For a full sentence selection, hold the Shift key and click the last word; this action selects the entire range of text and the associated segment in the timeline.

This method works for text selection anywhere in the transcript, whether at the beginning, middle, or end.

Deleting Text and Corresponding Audio

With the desired text selected, press the Delete key on your keyboard.

Observe as the selected text is removed from the transcript and the corresponding audio is deleted from your timeline.

You can quickly go through your text and delete portions you don’t want. If you’ve deleted something and later decide that you want it back, trim the timeline event to bring it back to the timeline. The text automatically updates to reflect the edit you’ve made.
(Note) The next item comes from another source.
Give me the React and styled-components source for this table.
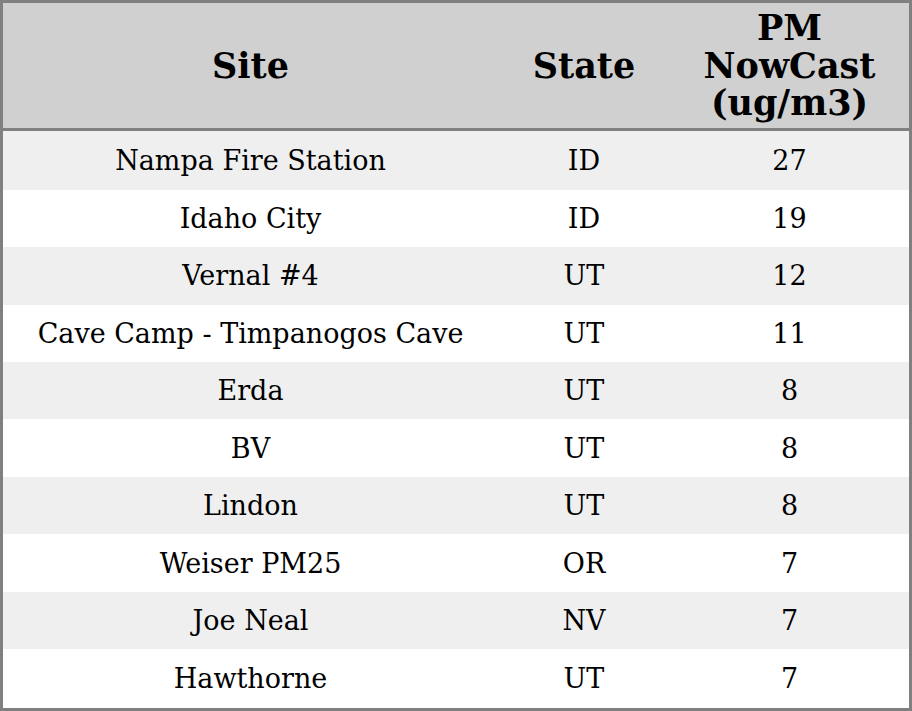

This demonstrates that you can edit the text and also see the changes on the timeline, or edit the timeline and see the changes to the text.

Rearranging Text and Timeline Events

In the Text-based editing window, click to select a word or a range of words you want to rearrange.
Right-click on the highlighted text and choose "Cut" from the context menu to remove it from the current position.
Move to the new location in the transcript where you want to insert the cut text.
Right-click and choose "Paste" from the context menu to insert the text at this new position. The timeline will automatically adjust, moving the associated audio to match the rearranged text in the transcript.

Creating subtitles

Once you’re done with all of your edits (using either the timeline or the Text-based editing window), you’re ready to generate subtitles.

Choose Subtitles from the View drop-down list.

VEGAS Pro has already broken your transcript up into subtitles of reasonable length. These are listed along with the timecode of when the subtitle appears and disappears. Any edits you made in the transcript and Text-based editing view also appear here in subtitles view.

Control the look of your subtitles on the right.

Title preset	The Subtitles text preset has been chosen by default, but you can use the drop-down to choose any other preset. If you’ve previously created a custom preset for your subtitles, it will appear in this list. Choose it from the list to apply it to your subtitles.
Max characters per line	Use the Max characters per line slider to set the length of your subtitle lines.
1 Line / 2 Lines	Select the appropriate radio button depending upon whether you want one-line or two-line subtitles.

With all of these settings in place, click the Generate Titles button.

VEGAS Pro creates Titles & Text events on a new track in your timeline.

If you’ve generated a new subtitle track, the tool creates a new text event for each of the subtitles in your list. These events are standard Titles & Text events, and you can edit them however you need to. For instance, if the text doesn’t line up perfectly with the spoken audio, you can move the text event to line it up properly. Or you can trim either edge of the event to make it last longer or shorter. You can open the generator and make corrections or adjustments to the text. In short, any edit you would normally make to a text event on your timeline you can make here to perfect your subtitles.

Exporting Subtitles

Export your subtitles as an SRT file (SubRip file format), which is a common subtitle file format used for sharing and displaying subtitles across various media players and platforms.